A girl about 12 years old carried out a suicide attack at a bus station in northeastern Nigeria on Saturday, killing seven and injuring 31, witnesses said, shortly after officials revealed that Boko Haram Islamists had recaptured a strategic town in the region.
"A girl aged about 12 detonated an explosive under her clothes as she approached the station's perimeter fence," said Danbaba Nguru, a shopkeeper who witnessed the attack in the town of Damaturu.
The head of the local Sani Abacha hospital, doctor Gara Fika, said six bodies and 32 injured had arrived there with one person dying after being admitted.
The Damaturu bus station has been repeatedly targeted in a string of previous suicide attacks.
"I was in the station when I saw the young girl arrive," said bus driver Musbahu Lawan.
"I think she noticed the guards checking people at the gates and she decided to detonate the explosives in the middle of the crowd outside the gates."
Nguru added: "The road leading to the gates is always full of small traders... I was lucky not to have been hit."
No claim of responsibility for the attack has been made but Islamist group Boko Haram has frequently used young girls to carry out suicide attacks.
In February, a woman suicide bomber attacked the same bus station, leaving seven dead and 32 injured.

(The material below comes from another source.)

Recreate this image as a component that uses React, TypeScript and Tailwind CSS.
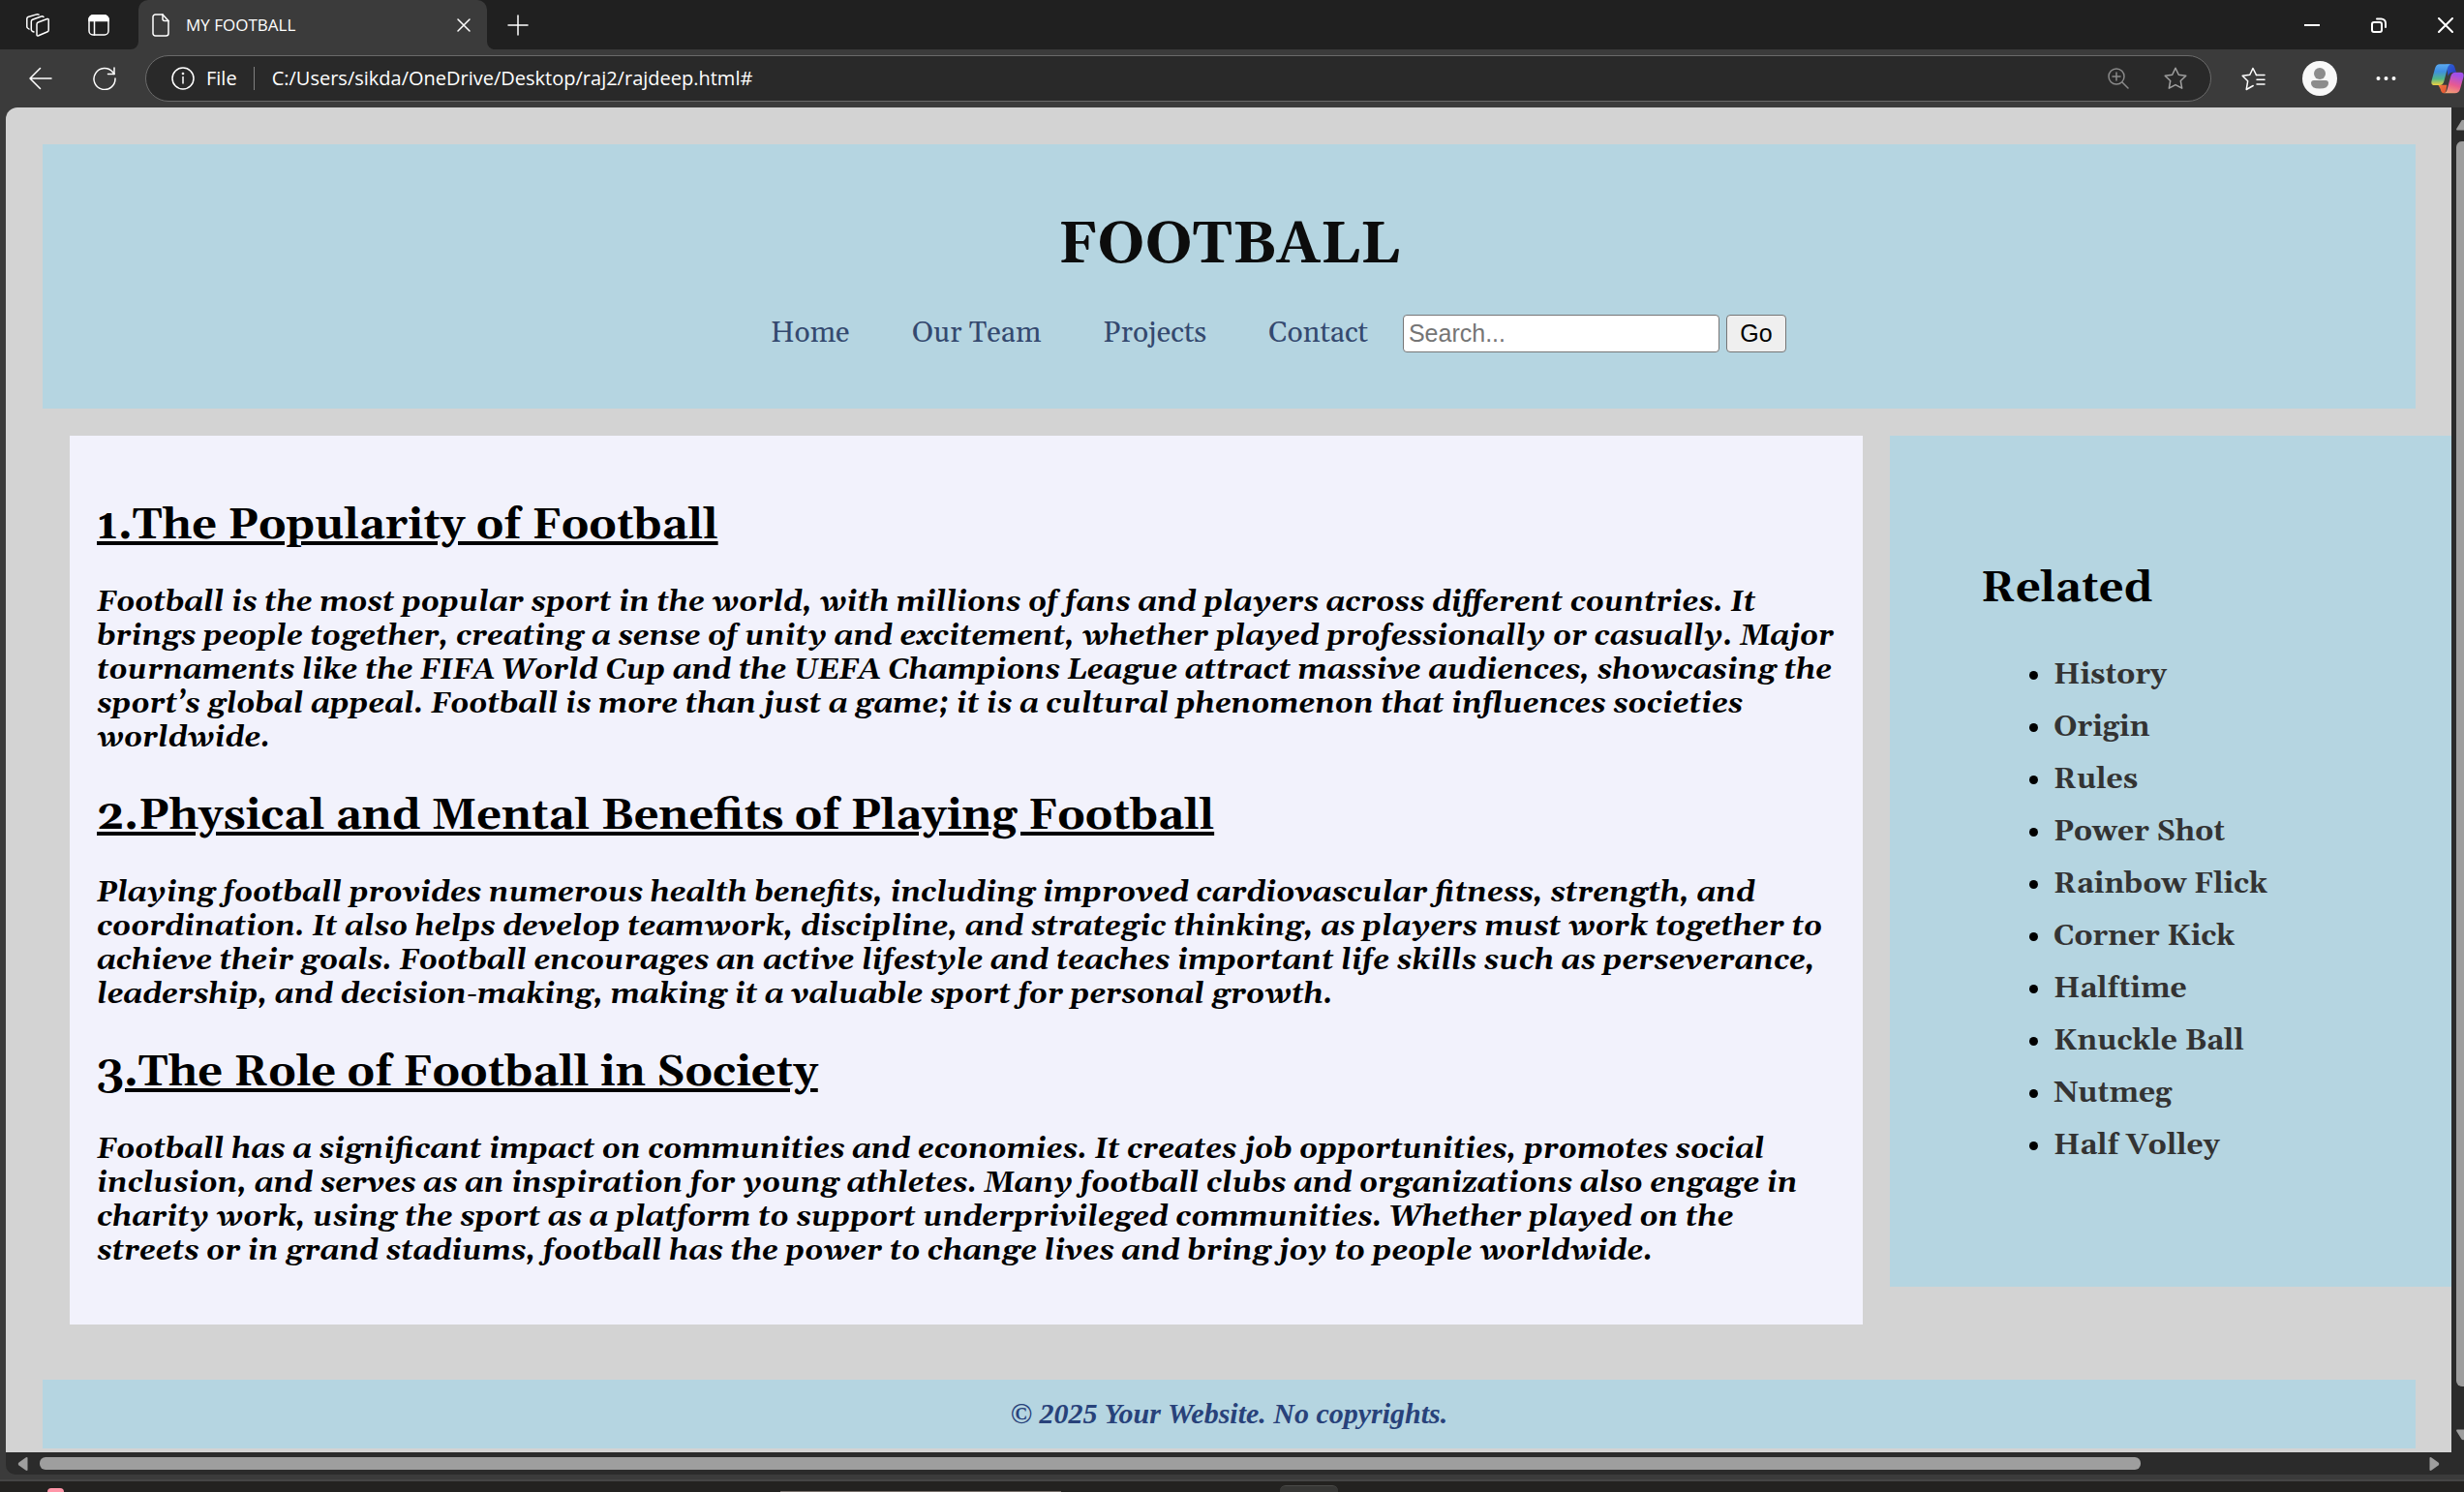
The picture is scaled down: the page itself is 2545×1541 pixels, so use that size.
import type { ReactNode } from 'react';

const navLinks = ['Home', 'Our Team', 'Projects', 'Contact'];

const related = [
  'History',
  'Origin',
  'Rules',
  'Power Shot',
  'Rainbow Flick',
  'Corner Kick',
  'Halftime',
  'Knuckle Ball',
  'Nutmeg',
  'Half Volley',
];

const sections = [
  {
    title: '1.The Popularity of Football',
    body: 'Football is the most popular sport in the world, with millions of fans and players across different countries. It brings people together, creating a sense of unity and excitement, whether played professionally or casually. Major tournaments like the FIFA World Cup and the UEFA Champions League attract massive audiences, showcasing the sport’s global appeal. Football is more than just a game; it is a cultural phenomenon that influences societies worldwide.',
  },
  {
    title: '2.Physical and Mental Benefits of Playing Football',
    body: 'Playing football provides numerous health benefits, including improved cardiovascular fitness, strength, and coordination. It also helps develop teamwork, discipline, and strategic thinking, as players must work together to achieve their goals. Football encourages an active lifestyle and teaches important life skills such as perseverance, leadership, and decision-making, making it a valuable sport for personal growth.',
  },
  {
    title: '3.The Role of Football in Society',
    body: 'Football has a significant impact on communities and economies. It creates job opportunities, promotes social inclusion, and serves as an inspiration for young athletes. Many football clubs and organizations also engage in charity work, using the sport as a platform to support underprivileged communities. Whether played on the streets or in grand stadiums, football has the power to change lives and bring joy to people worldwide.',
  },
];

function Icon({
  w = 24,
  h = 24,
  stroke = 1.5,
  className = '',
  children,
}: {
  w?: number;
  h?: number;
  stroke?: number;
  className?: string;
  children: ReactNode;
}) {
  return (
    <svg
      width={w}
      height={h}
      viewBox={`0 0 ${w} ${h}`}
      fill="none"
      stroke="currentColor"
      strokeWidth={stroke}
      strokeLinecap="round"
      strokeLinejoin="round"
      className={`shrink-0 ${className}`}
      aria-hidden="true"
    >
      {children}
    </svg>
  );
}

function CopilotLogo() {
  return (
    <svg width="34" height="31" viewBox="0 0 102 93" className="shrink-0" aria-hidden="true">
      <defs>
        <linearGradient id="cp-left" x1="0" y1="0" x2="0" y2="1">
          <stop offset="0" stopColor="#5aa9f0" />
          <stop offset="0.35" stopColor="#3f8fe0" />
          <stop offset="0.7" stopColor="#52b788" />
          <stop offset="1" stopColor="#f0d040" />
        </linearGradient>
        <linearGradient id="cp-right" x1="0.3" y1="0" x2="0" y2="1">
          <stop offset="0" stopColor="#a050ea" />
          <stop offset="0.5" stopColor="#e85a90" />
          <stop offset="1" stopColor="#f4b070" />
        </linearGradient>
        <linearGradient id="cp-top" x1="0" y1="0" x2="1" y2="1">
          <stop offset="0" stopColor="#2f6ad8" />
          <stop offset="1" stopColor="#2733c0" />
        </linearGradient>
        <linearGradient id="cp-bottom" x1="0" y1="0" x2="1" y2="1">
          <stop offset="0" stopColor="#f07840" />
          <stop offset="1" stopColor="#e05030" />
        </linearGradient>
      </defs>
      <path d="M46 1h17q8 0 11 12l4 13H66q-10 0-13 12Z" fill="url(#cp-top)" />
      <path d="M22 65h27l-2 14q-2 12-8 12-7 0-10-13Z" fill="url(#cp-bottom)" />
      <path d="M27 1h36q-9 1-12 12L40 54q-3 12-14 12H10q-12 0-8-15l10-37q4-13 15-13Z" fill="url(#cp-left)" />
      <path d="M76 26h15q13 0 9 16l-10 36q-4 13-16 13H38q9-1 12-12l11-41q3-12 15-12Z" fill="url(#cp-right)" />
    </svg>
  );
}

function TitleBar() {
  return (
    <div className="flex h-[51px] shrink-0 items-stretch justify-between bg-[#202020] text-white">
      <div className="flex">
        <div className="flex items-center gap-10 pr-[22px] pl-[27px]">
          <button aria-label="Workspaces">
            <Icon>
              <path d="M12.500 9 21.800 5.500Q23.200 5 23.200 6.500V17.200Q23.200 18.300 22.200 18.700L12.800 22.800Q11 23.400 11 22V11Q11 9.600 12.500 9Z" />
              <path d="M8 19 6.200 18.200Q5.300 17.600 5.300 16.500V8.200Q5.300 6.800 6.600 6.300L15.500 3Q17 2.400 18 3.500" />
              <path d="M3 16 1.600 15Q.8 14.400 .8 13.500V5.200Q.8 4 2 3.500L10.800 .9Q12 .6 13 1.200" />
            </Icon>
          </button>
          <button aria-label="Tab actions">
            <Icon w={22} h={22}>
              <rect x="1" y="1" width="20" height="20" rx="4" />
              <path d="M1 5a4 4 0 0 1 4-4h12a4 4 0 0 1 4 4v1.500H1Z" fill="currentColor" />
              <path d="M6.500 6v15" />
            </Icon>
          </button>
        </div>
        <div className="flex items-end">
          <div className="size-[8px] bg-[#3b3b3b]">
            <div className="size-full rounded-br-[8px] bg-[#202020]" />
          </div>
          <div className="flex h-full w-[360px] items-center rounded-t-[10px] bg-[#3b3b3b] pr-[17px] pl-[14px]">
            <Icon w={18}>
              <path d="M1 3.500A2.500 2.500 0 0 1 3.500 1H11l6 6.500v13A2.500 2.500 0 0 1 14.500 23h-11A2.500 2.500 0 0 1 1 20.500Z" />
              <path d="M11 1v4.500a2 2 0 0 0 2 2h4" />
            </Icon>
            <span className="ml-[17px] flex-1 text-[17px] leading-6">MY FOOTBALL</span>
            <button aria-label="Close tab">
              <Icon w={14} h={14}>
                <path d="m1 1 12 12M13 1 1 13" />
              </Icon>
            </button>
          </div>
          <div className="size-[8px] bg-[#3b3b3b]">
            <div className="size-full rounded-bl-[8px] bg-[#202020]" />
          </div>
        </div>
        <button aria-label="New tab" className="ml-[13px]">
          <Icon w={22} h={22}>
            <path d="M11 1v20M1 11h20" />
          </Icon>
        </button>
      </div>
      <div className="flex items-center gap-[53px] pr-[11px]">
        <button aria-label="Minimize">
          <Icon w={16} h={16} stroke={2}>
            <path d="M0 8h16" strokeLinecap="butt" />
          </Icon>
        </button>
        <button aria-label="Restore">
          <Icon w={16} h={16} stroke={2}>
            <rect x="1" y="5" width="10" height="10" rx="2" />
            <path d="M6 1.500h4.500a4.500 4.500 0 0 1 4.500 4.500v4" />
          </Icon>
        </button>
        <button aria-label="Close window">
          <Icon w={16} h={16} stroke={2}>
            <path d="m1 1 14 14M15 1 1 15" />
          </Icon>
        </button>
      </div>
    </div>
  );
}

function Toolbar() {
  return (
    <div className="flex h-[60px] shrink-0 items-center bg-[#3b3b3b] text-white">
      <button aria-label="Back" className="ml-[30px]">
        <Icon>
          <path d="M23 12H1M11.500 1.500 1 12l10.500 10.500" />
        </Icon>
      </button>
      <button aria-label="Refresh" className="ml-[42px]">
        <Icon>
          <path d="M23 12A11 11 0 1 1 20.500 5.500L22 7.500" />
          <path d="M22 1v6.500h-6.500" />
        </Icon>
      </button>
      <div className="ml-[30px] flex h-12 flex-1 items-center rounded-full border border-[#6a6a6a] bg-[#292929] pr-[24px] pl-[26px]">
        <Icon>
          <circle cx="12" cy="12" r="11" />
          <path d="M12 10.500v6.500" />
          <circle cx="12" cy="7" r="0.600" fill="currentColor" />
        </Icon>
        <span className="ml-3 text-[20px] leading-7">File</span>
        <span className="ml-[17px] h-6 w-px bg-[#808080]" />
        <input
          aria-label="Address"
          readOnly
          value="C:/Users/sikda/OneDrive/Desktop/raj2/rajdeep.html#"
          className="ml-[18px] flex-1 bg-transparent text-[20px] leading-7 outline-none"
        />
        <button aria-label="Zoom" className="text-[#8a8a8a]">
          <Icon w={22} h={22}>
            <circle cx="9" cy="9" r="8" />
            <path d="m15 15 6 6M5 9h8M9 5v8" />
          </Icon>
        </button>
        <button aria-label="Add to favorites" className="ml-[36px] text-[#a0a0a0]">
          <Icon>
            <path d="m12 1.200 3.300 7 7.500 1-5.500 5.300 1.400 7.700L12 18.600l-6.700 3.600 1.400-7.700L1.200 9.200l7.500-1Z" />
          </Icon>
        </button>
      </div>
      <button aria-label="Favorites" className="ml-[31px]">
        <Icon w={25} h={25}>
          <path d="M15.500 8.500 12 1.500l-3.200 6.800-7.600 1 5.500 5.400-1.500 8.800 7-4" />
          <path d="M15.500 8.500h8.500M16 13.200h8M16 18h8" />
        </Icon>
      </button>
      <button aria-label="Profile" className="ml-[38px]">
        <Icon w={36} h={36} className="rounded-full bg-[#f8f8f8]">
          <circle cx="18" cy="13" r="6" fill="#8c8c8c" stroke="none" />
          <path d="M9 23q0-3 3-3h12q3 0 3 3 0 5.500-9 5.500T9 23Z" fill="#8c8c8c" stroke="none" />
        </Icon>
      </button>
      <button aria-label="Settings and more" className="ml-[40px]">
        <Icon w={21} h={6}>
          <g fill="currentColor" stroke="none">
            <circle cx="2.500" cy="3" r="2" />
            <circle cx="10.500" cy="3" r="2" />
            <circle cx="18.500" cy="3" r="2" />
          </g>
        </Icon>
      </button>
      <button aria-label="Copilot" className="ml-[36px]">
        <CopilotLogo />
      </button>
    </div>
  );
}

function Site() {
  return (
    <div className="min-w-0 flex-1 overflow-hidden rounded-tl-[12px] bg-[#d3d3d3] pt-[38px] font-[Gelasio,Georgia,'Liberation_Serif',serif] text-[30px] leading-[35px] text-black">
      <header className="mr-[37px] ml-[38px] bg-[#b5d5e1] pt-[71px] pb-[58px]">
        <h1 className="text-center text-[60px] leading-[68px] font-bold text-[#0c0c0c]">FOOTBALL</h1>
        <nav className="mt-[37px] flex items-center justify-center pl-[102px]">
          <ul className="flex gap-16 text-[#34496f]">
            {navLinks.map((label) => (
              <li key={label}>
                <a href="#">{label}</a>
              </li>
            ))}
          </ul>
          <form
            onSubmit={(e) => e.preventDefault()}
            className="ml-9 flex gap-[7px] font-['Liberation_Sans',Arial,sans-serif] text-[25px] leading-[29px]"
          >
            <input
              type="text"
              aria-label="Search"
              placeholder="Search..."
              className="h-[39px] w-[327px] rounded-[4px] border border-[#767676] bg-white px-[5px] placeholder:text-[#757575]"
            />
            <button
              type="submit"
              className="h-[39px] w-[62px] rounded-[4px] border border-[#767676] bg-[#efefef]"
            >
              Go
            </button>
          </form>
        </nav>
      </header>

      <div className="mt-7 ml-[66px] grid grid-cols-[1852fr_580fr] items-start gap-7">
        <article className="bg-[#f2f2fc] px-7 pt-[67px] pb-[58px]">
          {sections.map((s) => (
            <section key={s.title} className="mb-[37px] last:mb-0">
              <h2 className="text-[45px] leading-[51px] font-bold underline">{s.title}</h2>
              <p className="mt-[37px] font-bold italic">{s.body}</p>
            </section>
          ))}
        </article>
        <aside className="bg-[#b5d5e1] pt-[132px] pb-[128px] pl-[94px] font-bold">
          <h2 className="text-[45px] leading-[51px]">Related</h2>
          <ul className="mt-[47px] ml-[75px] flex list-disc flex-col gap-[19px]">
            {related.map((label) => (
              <li key={label}>
                <a href="#" className="text-[#333333]">
                  {label}
                </a>
              </li>
            ))}
          </ul>
        </aside>
      </div>

      <footer className="mt-[57px] mr-[37px] ml-[38px] bg-[#b5d5e1] pt-[17px] pb-[19px] text-center font-['Liberation_Serif','Times_New_Roman',serif] font-bold text-[#28427a] italic">
        © 2025 Your Website. No copyrights.
      </footer>
    </div>
  );
}

function VerticalScrollbar() {
  return (
    <div className="flex w-[13px] shrink-0 flex-col items-start overflow-hidden bg-[#2b2b2b] pt-[12px] pb-[12px] pl-[5px] text-[#9e9e9e]">
      <svg width="14" height="12" viewBox="0 0 14 12" fill="currentColor" aria-hidden="true" className="shrink-0">
        <path d="M1 11.500q-1.500 0-.5-2l5-8Q7 0 8.500 1.500l5 8q1 2-.5 2Z" />
      </svg>
      <div className="mt-[11px] w-[13px] flex-[1287] rounded-[6px] bg-[#9e9e9e]" />
      <div className="flex-[44]" />
      <svg width="14" height="12" viewBox="0 0 14 12" fill="currentColor" aria-hidden="true" className="shrink-0">
        <path d="M1 .5q-1.500 0-.5 2l5 8Q7 12 8.500 10.500l5-8q1-2-.5-2Z" />
      </svg>
    </div>
  );
}

function HorizontalScrollbar() {
  return (
    <div className="ml-[6px] flex h-[23px] shrink-0 items-center rounded-bl-[10px] bg-[#2b2b2b] pr-[25px] pl-[12px] text-[#9e9e9e]">
      <svg width="11" height="14" viewBox="0 0 11 14" fill="currentColor" aria-hidden="true">
        <path d="M10.500 1q0-1.500-2-.5l-7 5Q0 7 1.500 8.500l7 5q2 1 2-.5Z" />
      </svg>
      <div className="ml-[12px] h-[13px] flex-[2170] rounded-[6px] bg-[#9e9e9e]" />
      <div className="flex-[298]" />
      <svg width="11" height="14" viewBox="0 0 11 14" fill="currentColor" aria-hidden="true">
        <path d="M.5 1q0-1.500 2-.5l7 5Q11 7 9.500 8.500l-7 5q-2 1-2-.5Z" />
      </svg>
    </div>
  );
}

function Taskbar() {
  return (
    <div className="flex h-[11px] shrink-0 items-end overflow-hidden bg-[#232220]">
      <div className="ml-[49px] h-[4px] w-[17px] rounded-t-full bg-[#ff96a8]" />
      <div className="ml-[740px] h-px w-[290px] bg-[#77706c]" />
      <div className="ml-[226px] h-[7px] w-[60px] rounded-t-[6px] border-t border-[#4a4a48] bg-[#373735]" />
    </div>
  );
}

export default function App() {
  return (
    <div className="flex h-screen flex-col overflow-hidden bg-[#3b3b3b] font-['Open_Sans','Segoe_UI',sans-serif]">
      <TitleBar />
      <Toolbar />
      <div className="flex min-h-0 flex-1 pl-[6px]">
        <Site />
        <VerticalScrollbar />
      </div>
      <HorizontalScrollbar />
      <div className="h-[7px] shrink-0 border-b-2 border-[#454545]" />
      <Taskbar />
    </div>
  );
}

The deputy governor in neighboring Borno state, Mustapha Zannah, said Friday that he had seen a security report indicating that Boko Haram has recruited several suicide bombers to help counter a regional military operation against them.
And on Saturday Zannah announced the fall of Marte, located on a strategic trading route between Nigeria and neighboring Cameroon and Chad, to the Islamists.
"It is sad as we have been made to understand that Marte has today completely fallen under the control of the insurgents, which to us is a very huge setback," he said.
The town has changed hands between the jihadists and government troops numerous times since 2013.
A regional military coalition of Nigeria, Niger, Chad and Cameroon has claimed a series of major victories against Boko Haram since launching sweeping offensives against the jihadists in February.
But the Islamist fighters, who recently pledged allegiance to the Islamic State extremists controlling swathes of Iraq and Syria, have been pushing back.
The jihadists killed at least 55 people in two raids on villages near Maiduguri, the first assault on the northern city in three months.
"Even if 90 percent of our communities have been liberated, the war is not yet over," Zannah cautioned early Saturday.
Boko Haram's six-year insurgency has claimed some 15,000 lives and displaced about 1.5 million people.